L’emolumento una tantum per i dipendenti pubblici porterà nelle tasche di un capo dipartimento più di 66 euro al mese, mentre i funzionari di un ministero dovranno accontentarsi di una cifra compresa tra 29 e 44 euro. Sempre nei dicasteri gli assistenti prenderanno bene che va 31 euro in più e i semplici operatori circa 24. Insomma, quella che doveva essere una misura per proteggere il potere di acquisto degli statali, eroso dall’inflazione, alla fine favorirà paradossalmente chi ha risentito meno della crisi, ovvero chi guadagna di più.
Le cifre
Per l’emolumento una tantum, che corrisponde a un aumento delle retribuzioni dei dipendenti pubblici dell’1,5 per cento da erogare su tredici mensilità, il governo ha stanziato con la legge di Bilancio un miliardo di euro. Gli incrementi in busta paga variano dunque in base alla qualifica: la Ragioneria generale dello Stato ha appena comunicato gli importi dell’emolumento. Per esempio, a un dirigente di prima fascia andranno 66,80 euro in più al mese, mentre a uno di seconda fascia circa 52. La busta paga di un ispettore generale subirà un incremento di 44,72 euro. Un funzionario di terza area, fascia sette, si porterà a casa 43,91 euro in più, che diventano poco più di 29 per un funzionario di terza area in fascia uno. Per quanto riguarda le forze dell’ordine e i militari: un commissario capo della Polizia di Stato riceverà in ciascuna delle tredici mensilità 34,46 euro in più, mentre un agente si fermerà a 24,10.
Una mancia
Poco più di una mancia. Dal momento che le risorse per i rinnovi dei contratti 2022-2024 non ci sono, il governo ha deciso di erogare l’emolumento una tantum per non andare allo scontro diretto con gli statali. L’inflazione morde e senza gli aumenti dei rinnovi sono in molti in questa fase a dover attingere ai loro risparmi per mantenere inalterato il proprio tenore di vita. I dipendenti pubblici, al pari di quelli privati, quest’anno beneficeranno anche del taglio del cuneo del 3 per cento (per chi guadagna fino a 1.923 euro) e del 2 per cento (riconosciuto sugli stipendi d’importo inferiore a 2.692 euro). Lo sgravio trova applicazione, per i periodi di paga dal 1° gennaio 2023 al 31 dicembre 2023, per tutti i rapporti di lavoro dipendente, con esclusione dei rapporti di lavoro domestico.
La situazione
Tra il 2013 e il 2022 le retribuzioni nella Pa sono cresciute del 6,1 per cento, contro un’inflazione nel periodo decisamente superiore al 13 per cento.

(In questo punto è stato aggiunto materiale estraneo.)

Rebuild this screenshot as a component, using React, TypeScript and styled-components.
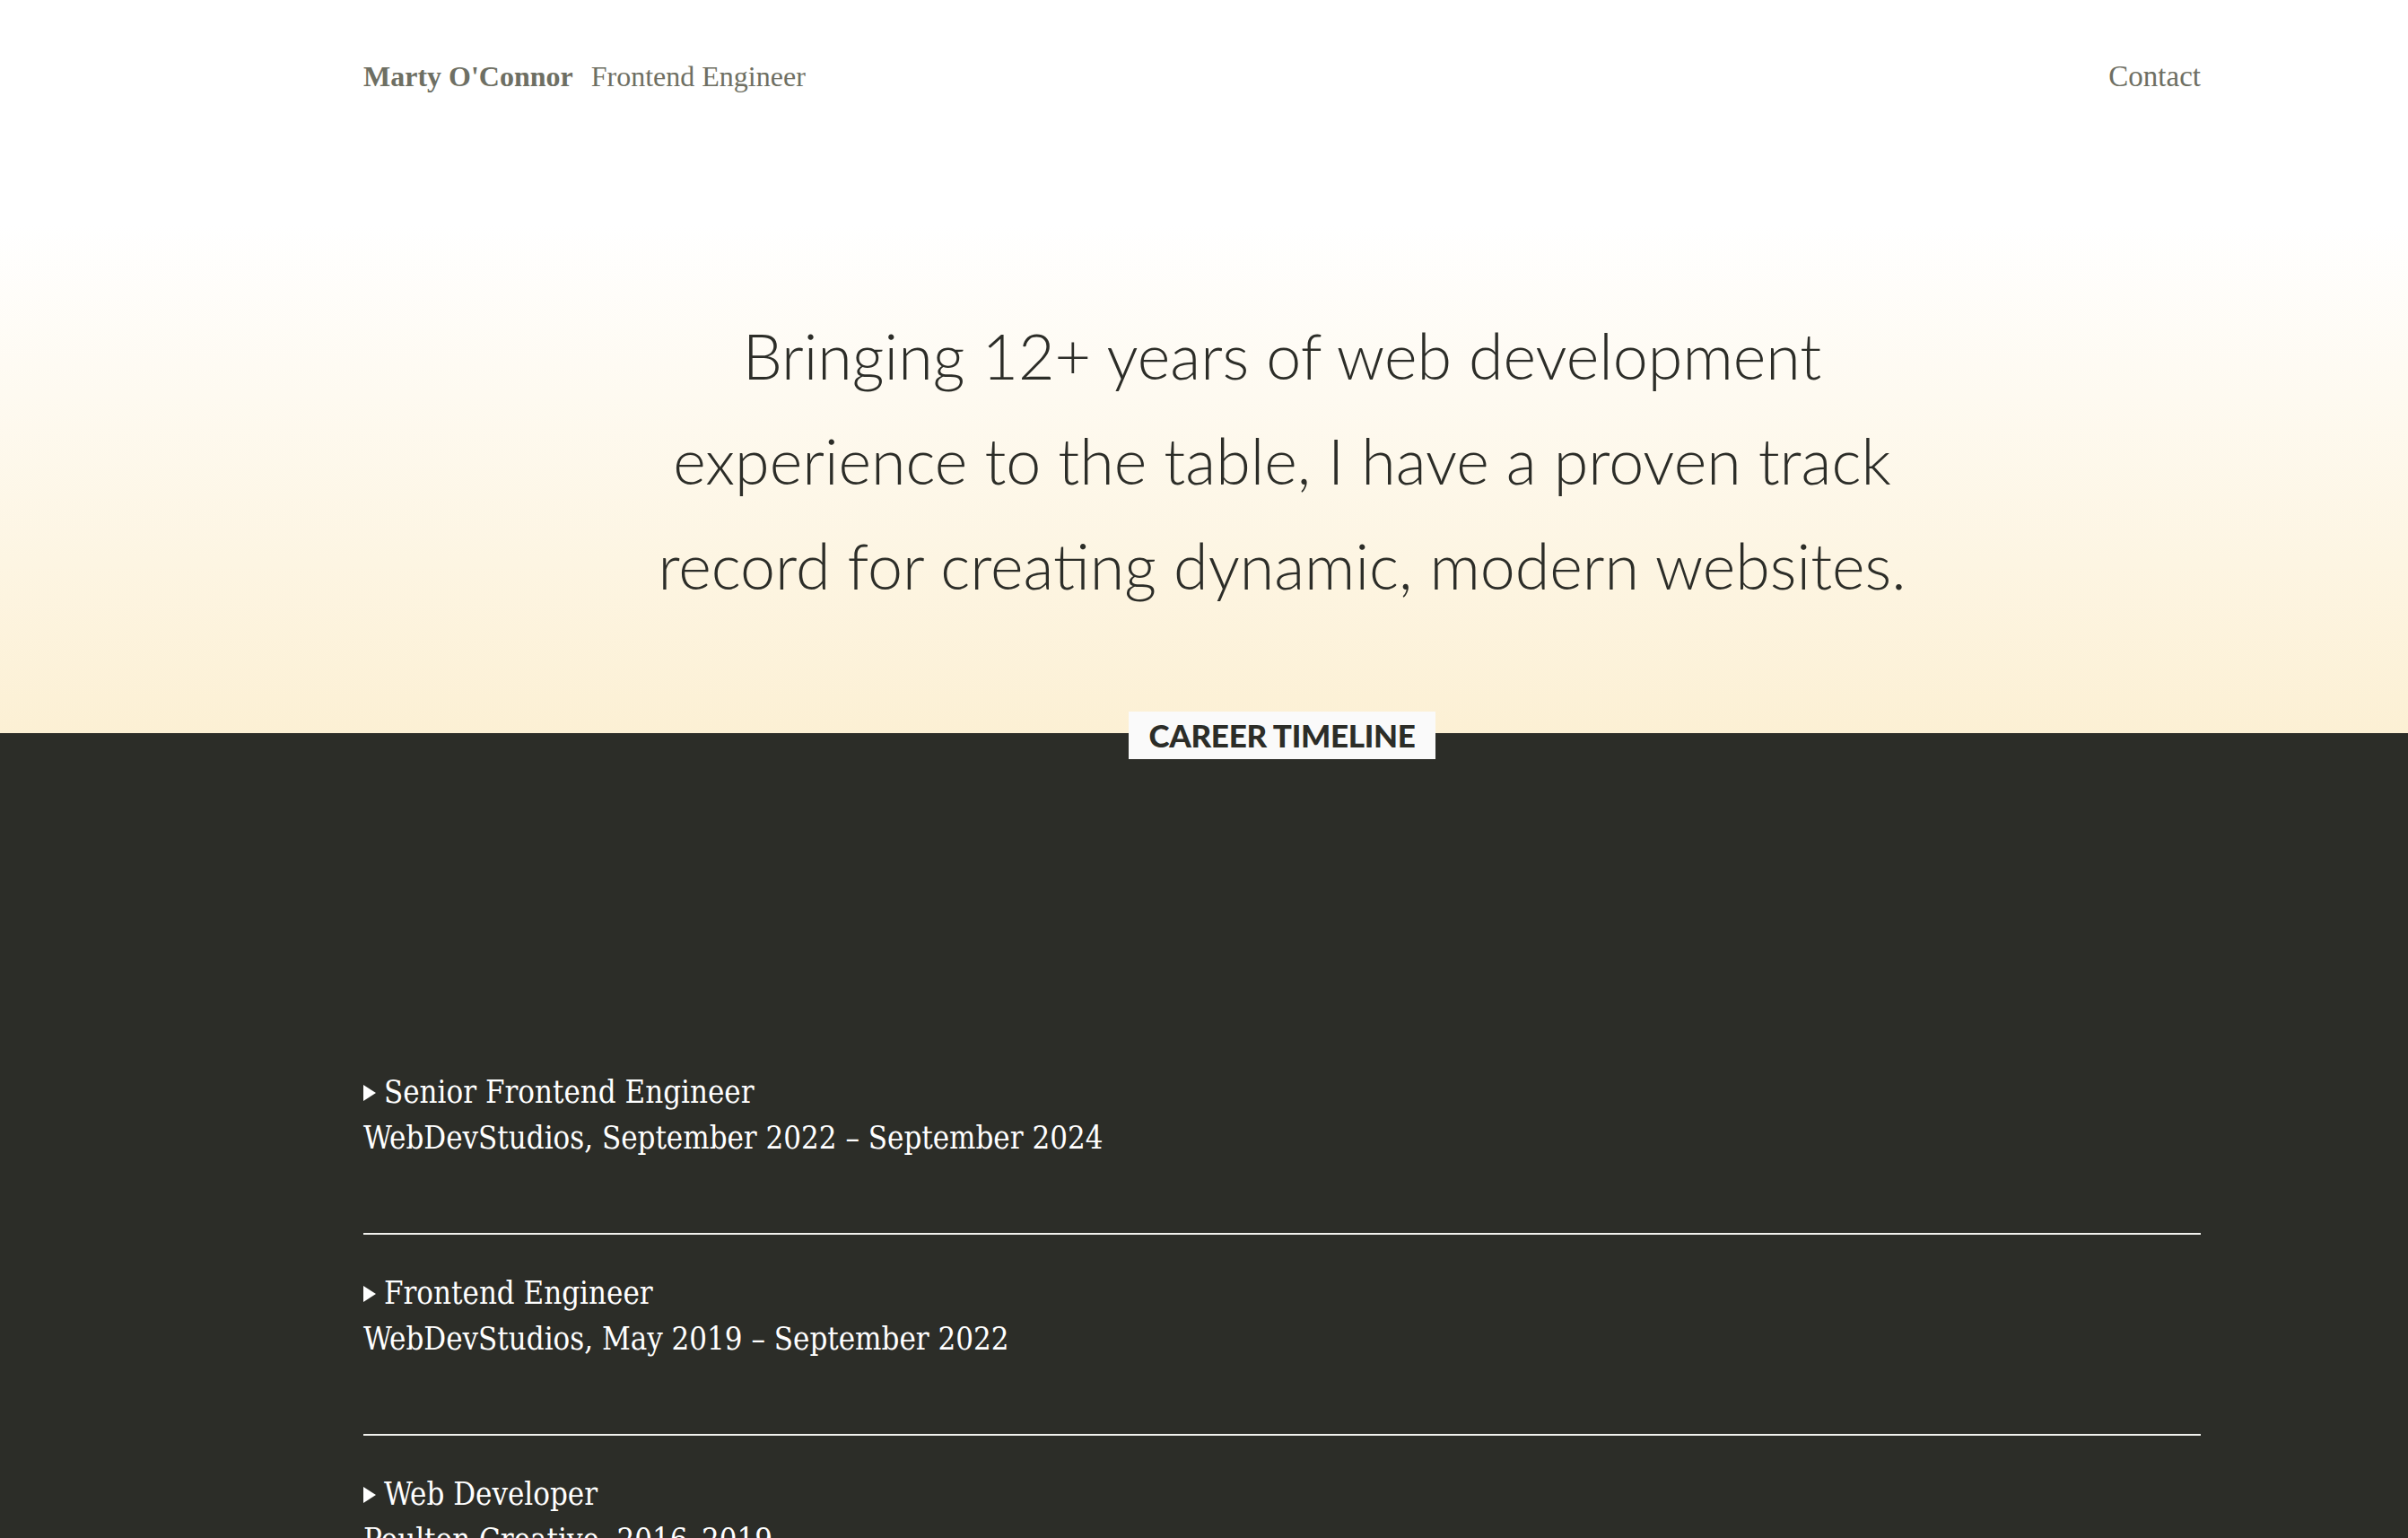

Il rincaro dei prezzi ha quindi più che doppiato gli aumenti. Nel privato è andata molto meglio: per esempio nell’industria gli aumenti nel periodo preso in esame sono stati superiori al 13 per cento, mentre nei servizi hanno rasentato il 10 per cento. L’ultimo rapporto Aran sulle retribuzioni dei pubblici dipendenti analizza i contenuti economici dei nuovi contratti e registra incrementi superiori al 4 per cento per tutti i comparti (con minime variazioni tra di essi), a fronte di una crescita dei prezzi dell’Ipca al netto dei beni energetici importati, nel triennio 2019-2021, del 2 per cento, e di un Ipca complessivo del 2,4 per cento.